3. Hypothesis development

Until now, different designs of the AAT have scarcely been considered. Most studies have conducted the AAT by using arm movement to initiate approach and avoidance. Arm movements can be implemented by pressing buttons (Roelofs et al., 2009), enacting pull and push movements with a joystick (Machulska et al., 2016; Chen and Bargh, 1999; Wiers et al., 2013) or pushing and pulling a table upward or downward (Förster et al., 2001). However, arm movements can be ambiguous, as they make it unclear whether the stimuli are being pushed away or if the arm is being moved closer to the stimuli. To successfully implement the AAT, it is therefore necessary to use an additional indicator that resolves this ambiguity (Krieglmeyer and Deutsch, 2010), which is usually done by giving visual feedback that is congruent with arm movements. Thus, for push movements, the size of the stimuli decreases, and for pull movements, the size increases. Alternatively, visual feedback can be designed for pull movements in which the distance between the stimuli and a manikin decreases, whereas push movements lead to an increased distance.

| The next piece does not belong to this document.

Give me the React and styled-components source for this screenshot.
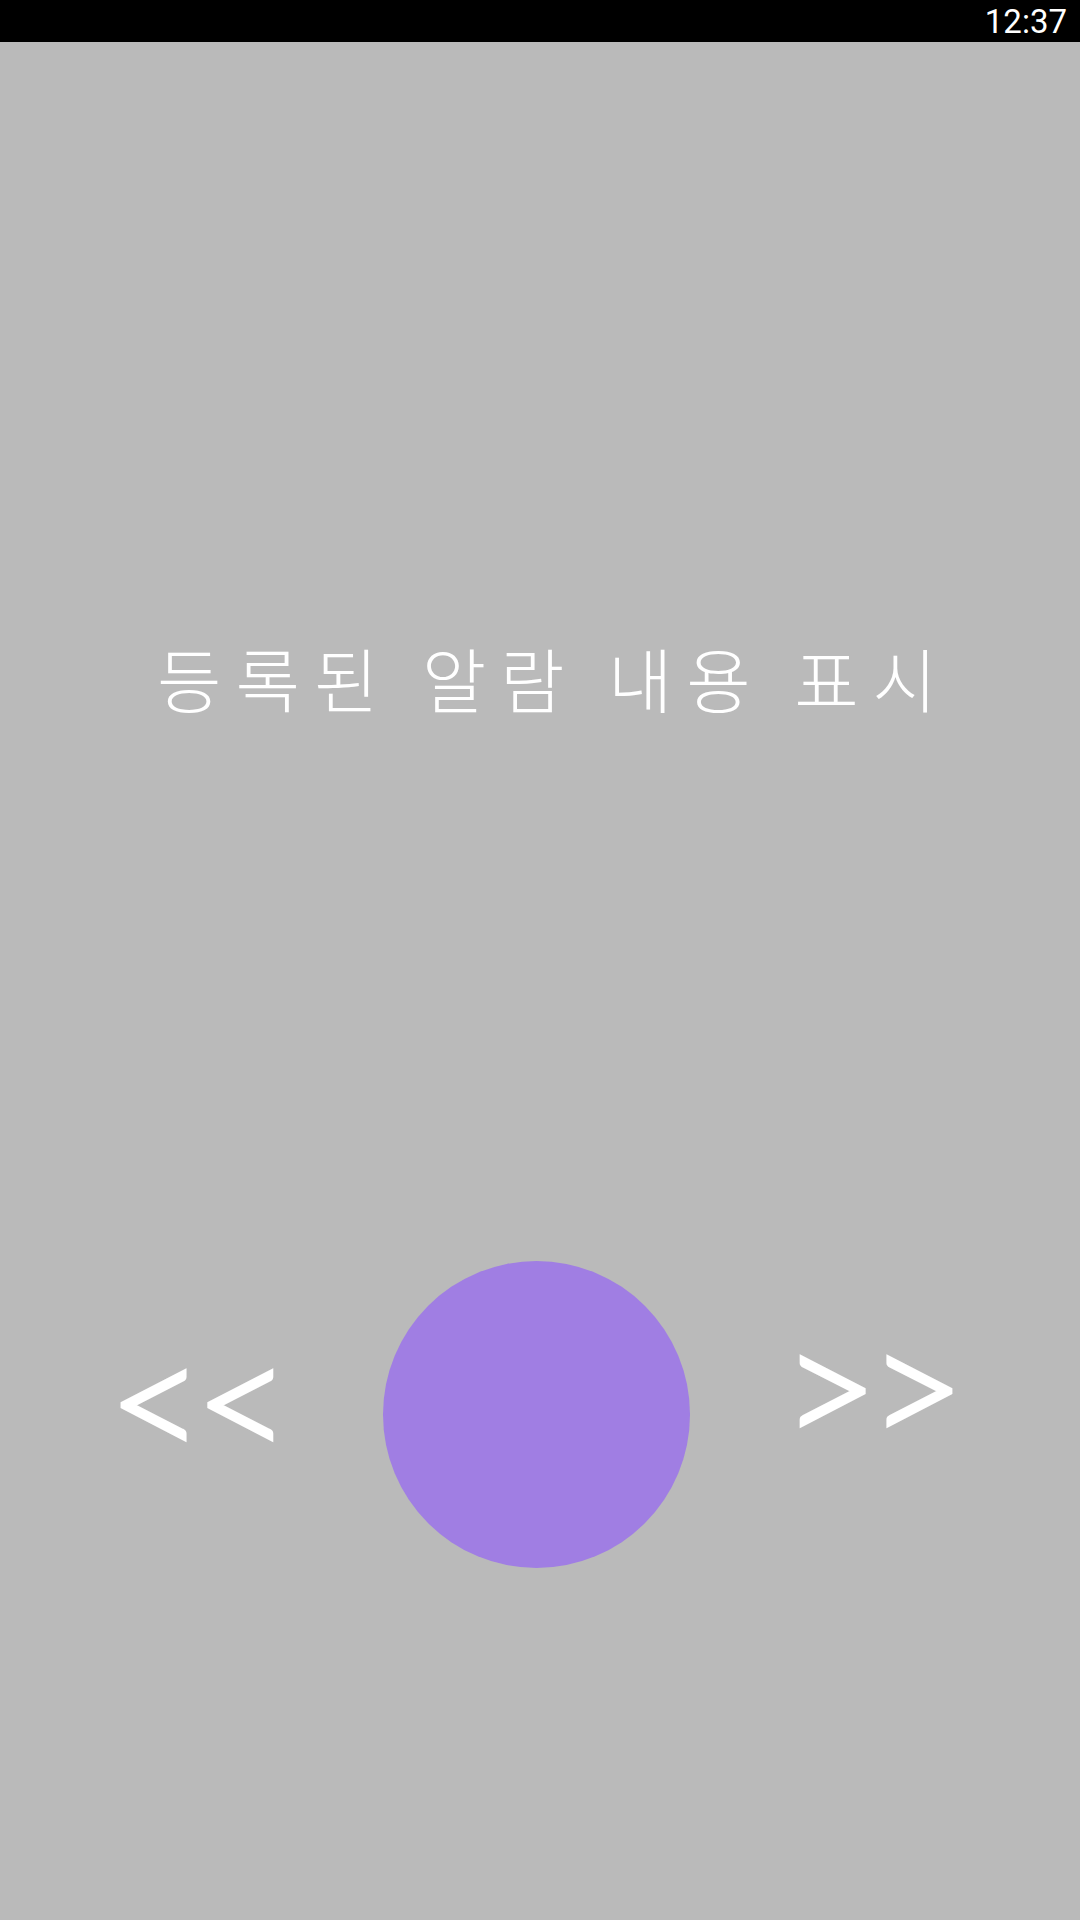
import React from 'react';
import styled, { createGlobalStyle } from 'styled-components';

const GlobalStyle = createGlobalStyle`
  html, body {
    margin: 0;
    padding: 0;
    background: #bababa;
  }
  body {
    font-family: "Noto Sans CJK KR", "Noto Sans", sans-serif;
  }
`;

const Screen = styled.div`
  width: 1080px;
  height: 1920px;
  display: flex;
  flex-direction: column;
  background: #bababa;
  overflow: hidden;
`;

const StatusBar = styled.div`
  height: 42px;
  flex-shrink: 0;
  background: #000;
  display: flex;
  align-items: center;
  justify-content: flex-end;
  padding-right: 13px;
  box-sizing: border-box;
`;

const Clock = styled.span`
  font-family: Roboto, "Liberation Sans", sans-serif;
  font-size: 33px;
  line-height: 1;
  color: #fff;
`;

const Message = styled.div`
  margin-top: 598px;
  height: 76px;
  padding-left: 28px;
  text-align: center;
  font-size: 70px;
  line-height: 76px;
  font-weight: 300;
  letter-spacing: 14px;
  color: #fff;
  white-space: nowrap;
`;

const Controls = styled.div`
  margin-top: 545px;
  height: 307px;
  display: grid;
  grid-template-columns: 376px 307px 358px;
  padding-left: 7px;
`;

const Arrow = styled.button`
  justify-self: center;
  align-self: start;
  margin-top: ${p => p.$top}px;
  height: 120px;
  padding: 0;
  border: none;
  background: none;
  font-family: Lato, "Noto Sans", sans-serif;
  font-size: 165px;
  font-weight: 300;
  line-height: 120px;
  letter-spacing: -9px;
  color: #fff;
  -webkit-text-stroke: 4px #fff;
  paint-order: stroke fill;
  stroke-linejoin: round;
`;

const RecordButton = styled.button`
  width: 307px;
  height: 307px;
  padding: 0;
  border: none;
  border-radius: 50%;
  background: #a07ee3;
`;

export default function App() {
  return (
    <Screen>
      <GlobalStyle />
      <StatusBar>
        <Clock>12:37</Clock>
      </StatusBar>
      <Message>등록된 알람 내용 표시</Message>
      <Controls>
        <Arrow $top={76}>&lt;&lt;</Arrow>
        <RecordButton aria-label="record" />
        <Arrow $top={62}>&gt;&gt;</Arrow>
      </Controls>
    </Screen>
  );
}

From a design perspective, a few new outstanding versions have been recently developed. A version in which the participant is more involved in the task was developed by Stins et al. (2011), who used full-body movements (stepping forward or backward) instead of arm movements to allow individuals to approach or avoid the stimuli. Regarding design elements that vary the presence of the stimulus material, Kim and Lee (2015) developed a virtual reality task for alcohol dependence in which participants were shown videos of social situations as stimuli. Additionally, in the area of spider-anxious individuals, a conflict version of the AAT has been developed for measurement and training in approaching spiders (Mühlberger et al., 2008; Dibbets, 2015). Recently, an IVR training with the AAT has been developed for smoking (Machulska et al., 2021). Additionally, a first version of an IVR AAT training can enhance motivational outcomes and reduce errors during training (Kakoschke et al., 2021). However, the above study did not investigate learning performance. Thus, an evaluation of both the motivational and learning outcomes of an AAT training version in the eating domain, which is designed to take advantage of the opportunities offered by IVR, is still lacking, although initial evidence suggests that individuals show faster approach reactions to food stimuli than to neutral stimuli (Schroeder et al., 2016). Therefore, we aim to investigate how the design of cues with regard to object presence (i.e. 3D objects vs 2D images) affects health-related outcomes and compare this approach with the traditional approach vs avoid condition of the AAT usually conducted on a desktop computer. The hypothesised effects are explained in the following sections on the basis of the previously introduced theories. An overview of the hypotheses is given in Figure 2.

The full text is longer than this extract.